Partecipazione e semplicità

E finalmente, a ben vedere, si vedrà che il disegno fondamentale della Messa rimane quello tradizionale, non solo nel suo significato teologico, ma altresì in quello spirituale; questo anzi, se il rito sarà eseguito come si deve, manifesterà una sua maggiore ricchezza, resa evidente dalla maggiore semplicità delle cerimonie, dalla varietà e dall’abbondanza dei testi scritturali, dall’azione combinata dei vari ministri, dai silenzi che scandiscono il rito in momenti diversamente profondi, e soprattutto dall’esigenza di due requisiti indispensabili: l’intima partecipazione d’ogni singolo assistente, e l’effusione degli animi nella carità comunitaria; requisiti che devono fare della Messa più che mai una scuola di profondità spirituale e una tranquilla ma impegnativa palestra di sociologia cristiana. Il rapporto dell’anima con Cristo e con i fratelli raggiunge la sua nuova e vitale intensità. Cristo, vittima e sacerdote, rinnova ed offre, mediante il ministero della Chiesa, il suo sacrificio redentore, nel rito simbolico della sua ultima cena, che lascia a noi, sotto le apparenze del pane e del vino, il suo corpo e il suo sangue, per nostro personale e spirituale alimento, e per la nostra fusione nell’unità del suo amore redentore e della sua vita immortale.

Indicazioni normative

Ma resta ancora una difficoltà pratica, che l’eccellenza del sacro rito rende non poco importante. Ma come faremo a celebrare questo nuovo rito, quando non abbiamo ancora un messale completo, e quando ancora tante incertezze circondano la sua applicazione? Ecco. gioverà, per terminare, che vi leggiamo alcune indicazioni, che Ci vengono dall’officina competente, cioè dalla Sacra Congregazione per il Culto Divino. E sono queste:

«Quanto all’obbligatorietà del rito:

1) Per il testo latino: i sacerdoti che celebrano in latino, in privato, o anche in pubblico per i casi previsti dalla legislazione, possono usare, fino al 28 novembre 1971, o il Messale romano o il rito nuovo.

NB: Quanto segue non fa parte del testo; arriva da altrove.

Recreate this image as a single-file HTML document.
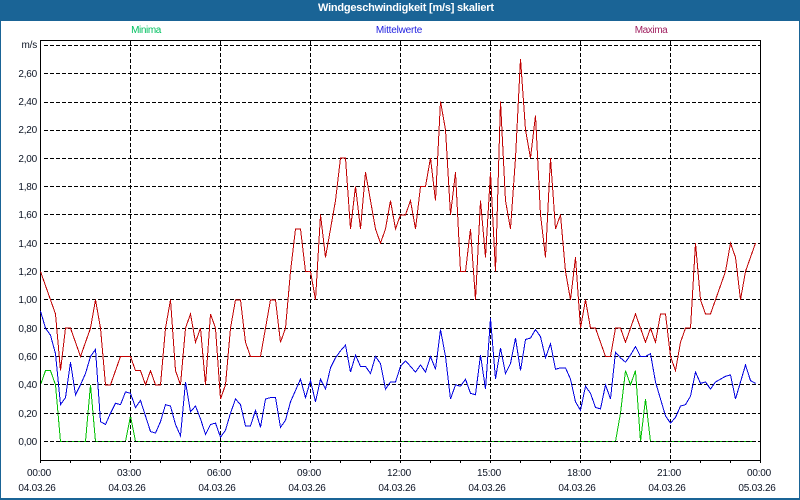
<!DOCTYPE html>
<html><head><meta charset="utf-8"><style>
html,body{margin:0;padding:0}
body{width:800px;height:500px;background:#fff;overflow:hidden;position:relative;font-family:"Liberation Sans",sans-serif;font-size:10px;color:#0c1424}
.t{position:absolute;white-space:pre;line-height:12px;height:12px;letter-spacing:-.2px}
.c{transform:translateX(-50%)}
.r{text-align:right;width:37px;left:0}
#bar{position:absolute;left:0;top:0;width:800px;height:21px;background:#1a6496;color:#fff;font:bold 11px/15px "Liberation Sans",sans-serif;text-align:center}
#bar span{position:absolute;left:318px;top:1px;white-space:pre;letter-spacing:-.22px}
svg{position:absolute;left:0;top:0}
</style></head><body>
<svg width="800" height="500" viewBox="0 0 800 500" shape-rendering="crispEdges" fill="none">
<rect x="0" y="21" width="1" height="479" fill="#1a6496"/>
<rect x="799" y="21" width="1" height="479" fill="#1a6496"/>
<rect x="0" y="498" width="800" height="2" fill="#1a6496"/>
<g transform="translate(40.5,441.5) scale(5,-141.7)" stroke="#00c000" stroke-width="1">
<polyline vector-effect="non-scaling-stroke" points="0,.4 1,.5 2,.5 3,.4 4,0 9,0 10,.4 11,0 17,0 18,.18 19,0 115,0 116,.2 117,.5 118,.4 119,.5 120,0 121,.3 122,0 143,0"/>
</g>
<g stroke="#000" stroke-width="1" stroke-dasharray="4 2">
<path d="M44 45.5H760M44 73.5H760M44 102.5H760M44 130.5H760M44 158.5H760M44 186.5H760M44 214.5H760M44 243.5H760M44 271.5H760M44 299.5H760M44 328.5H760M44 356.5H760M44 384.5H760M44 413.5H760M44 441.5H760"/>
<path d="M130.5 41V460M220.5 41V460M310.5 41V460M400.5 41V460M490.5 41V460M580.5 41V460M670.5 41V460"/>
</g>
<path stroke="#000" d="M40.5 40V463M760.5 40V463M40 40.5H761M40 460.5H761M70.5 460V463M100.5 460V463M130.5 460V463M160.5 460V463M190.5 460V463M220.5 460V463M250.5 460V463M280.5 460V463M310.5 460V463M340.5 460V463M370.5 460V463M400.5 460V463M430.5 460V463M460.5 460V463M490.5 460V463M520.5 460V463M550.5 460V463M580.5 460V463M610.5 460V463M640.5 460V463M670.5 460V463M700.5 460V463M730.5 460V463"/>
<g transform="translate(40.5,441.5) scale(5,-141.7)" stroke-width="1">
<polyline vector-effect="non-scaling-stroke" stroke="#c00000" points="0,1.2 1,1.1 2,1 3,.9 4,.5 5,.8 6,.8 7,.7 8,.6 9,.7 10,.8 11,1 12,.8 13,.4 14,.4 15,.5 16,.6 17,.6 18,.6 19,.5 20,.5 21,.4 22,.5 23,.4 24,.4 25,.8 26,1 27,.5 28,.4 29,.8 30,.9 31,.7 32,.8 33,.4 34,.9 35,.8 36,.3 37,.4 38,.8 39,1 40,1 41,.7 42,.6 43,.6 44,.6 45,.8 46,1 47,1 48,.7 49,.8 50,1.2 51,1.5 52,1.5 53,1.2 54,1.2 55,1 56,1.6 57,1.3 58,1.5 59,1.7 60,2 61,2 62,1.5 63,1.8 64,1.5 65,1.9 66,1.7 67,1.5 68,1.4 69,1.5 70,1.7 71,1.5 72,1.6 73,1.6 74,1.7 75,1.5 76,1.8 77,1.8 78,2 79,1.7 80,2.4 81,2.2 82,1.6 83,1.9 84,1.2 85,1.2 86,1.5 87,1 88,1.7 89,1.3 90,1.9 91,1.2 92,2.4 93,1.7 94,1.5 95,2 96,2.7 97,2.2 98,2 99,2.3 100,1.6 101,1.3 102,2 103,1.5 104,1.6 105,1.2 106,1 107,1.3 108,.8 109,1 110,.8 111,.8 112,.7 113,.6 114,.6 115,.8 116,.8 117,.7 118,.8 119,.9 120,.8 121,.7 122,.8 123,.7 124,.9 125,.9 126,.6 127,.5 128,.7 129,.8 130,.8 131,1.4 132,1 133,.9 134,.9 135,1 136,1.1 137,1.2 138,1.4 139,1.3 140,1 141,1.2 142,1.3 143,1.4"/>
<polyline vector-effect="non-scaling-stroke" stroke="#0000e0" points="0,.92 1,.8 2,.75 3,.62 4,.26 5,.31 6,.56 7,.33 8,.4 9,.48 10,.6 11,.65 12,.14 13,.12 14,.2 15,.27 16,.26 17,.35 18,.34 19,.24 20,.29 21,.18 22,.07 23,.06 24,.14 25,.26 26,.25 27,.12 28,.04 29,.42 30,.21 31,.25 32,.16 33,.05 34,.12 35,.13 36,.03 37,.08 38,.2 39,.3 40,.26 41,.11 42,.11 43,.22 44,.1 45,.3 46,.31 47,.31 48,.1 49,.15 50,.28 51,.36 52,.44 53,.31 54,.43 55,.28 56,.44 57,.37 58,.52 59,.59 60,.64 61,.68 62,.49 63,.61 64,.53 65,.53 66,.48 67,.6 68,.55 69,.37 70,.42 71,.42 72,.53 73,.57 74,.53 75,.49 76,.54 77,.49 78,.6 79,.51 80,.79 81,.6 82,.3 83,.4 84,.39 85,.44 86,.34 87,.33 88,.61 89,.37 90,.87 91,.44 92,.66 93,.48 94,.55 95,.73 96,.5 97,.72 98,.73 99,.79 100,.74 101,.59 102,.69 103,.51 104,.52 105,.52 106,.44 107,.28 108,.22 109,.39 110,.34 111,.24 112,.23 113,.4 114,.3 115,.63 116,.59 117,.56 118,.61 119,.67 120,.6 121,.6 122,.62 123,.42 124,.3 125,.18 126,.13 127,.17 128,.25 129,.26 130,.32 131,.49 132,.41 133,.42 134,.37 135,.42 136,.44 137,.46 138,.47 139,.3 140,.42 141,.54 142,.43 143,.41"/>
</g>
</svg>
<div id="bar"><span>Windgeschwindigkeit [m/s] skaliert</span></div>
<div class="t c" style="left:146px;top:25px;color:#00c060;letter-spacing:-.4px">Minima</div>
<div class="t c" style="left:399px;top:25px;color:#2020e0">Mittelwerte</div>
<div class="t c" style="left:651px;top:25px;color:#a02060;letter-spacing:-.4px">Maxima</div>
<div class="t r" style="top:40px">m/s</div>
<div class="t r" style="top:69px">2,60</div>
<div class="t r" style="top:97px">2,40</div>
<div class="t r" style="top:125px">2,20</div>
<div class="t r" style="top:154px">2,00</div>
<div class="t r" style="top:182px">1,80</div>
<div class="t r" style="top:210px">1,60</div>
<div class="t r" style="top:239px">1,40</div>
<div class="t r" style="top:267px">1,20</div>
<div class="t r" style="top:295px">1,00</div>
<div class="t r" style="top:324px">0,80</div>
<div class="t r" style="top:352px">0,60</div>
<div class="t r" style="top:380px">0,40</div>
<div class="t r" style="top:409px">0,20</div>
<div class="t r" style="top:437px">0,00</div>
<div class="t c" style="left:39px;top:468px">00:00</div><div class="t c" style="left:37px;top:483px">04.03.26</div>
<div class="t c" style="left:129px;top:468px">03:00</div><div class="t c" style="left:127px;top:483px">04.03.26</div>
<div class="t c" style="left:219px;top:468px">06:00</div><div class="t c" style="left:217px;top:483px">04.03.26</div>
<div class="t c" style="left:309px;top:468px">09:00</div><div class="t c" style="left:307px;top:483px">04.03.26</div>
<div class="t c" style="left:399px;top:468px">12:00</div><div class="t c" style="left:397px;top:483px">04.03.26</div>
<div class="t c" style="left:489px;top:468px">15:00</div><div class="t c" style="left:487px;top:483px">04.03.26</div>
<div class="t c" style="left:579px;top:468px">18:00</div><div class="t c" style="left:577px;top:483px">04.03.26</div>
<div class="t c" style="left:669px;top:468px">21:00</div><div class="t c" style="left:667px;top:483px">04.03.26</div>
<div class="t c" style="left:759px;top:468px">00:00</div><div class="t c" style="left:757px;top:483px">05.03.26</div>
</body></html>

Se usano il Messale romano possono però servirsi delle tre nuove anafore e del Canone romano con gli accorgimenti previsti nel testo ultimo (omissione di alcuni Santi, delle conclusioni, ecc.). Possono inoltre dire in volgare le letture e la preghiera dei fedeli.

Se usano il nuovo rito devono seguire il testo ufficiale con le concessioni in volgare sopra indicate.

2) Per il testo volgare. In Italia tutti coloro che celebrano col popolo, dal 30 novembre prossimo, devono usare il “Rito della Messa”, pubblicato dalla Conferenza Episcopale Italiana o da altra Conferenza nazionale.

Le letture nei giorni festivi saranno prese:

– o dal Lezionario edito dal Centro Azione Liturgica

– o dal Messale Romano festivo usato finora.

Nei giorni feriali si continuerà ad usare il Lezionario feriale, pubblicato tre anni fa.

Per chi celebra in privato non si pone alcun problema, perché deve celebrare in latino. Se, per particolare indulto, celebra in volgare: per i testi deve seguire quanto è stato detto sopra per la Messa col popolo; per il rito, invece, deve seguire l’apposito “Ordo”, pubblicato dalla Conferenza Episcopale Italiana».

In ogni caso, e sempre, ricordiamo che «la Messa è un Mistero da vivere in una morte di Amore. La sua Realtà divina sorpassa ogni parola . . . È l’Azione per eccellenza, l’atto stesso della nostra Redenzione nel Memoriale, che la rende presente» (Zundel). Con la Nostra Apostolica Benedizione.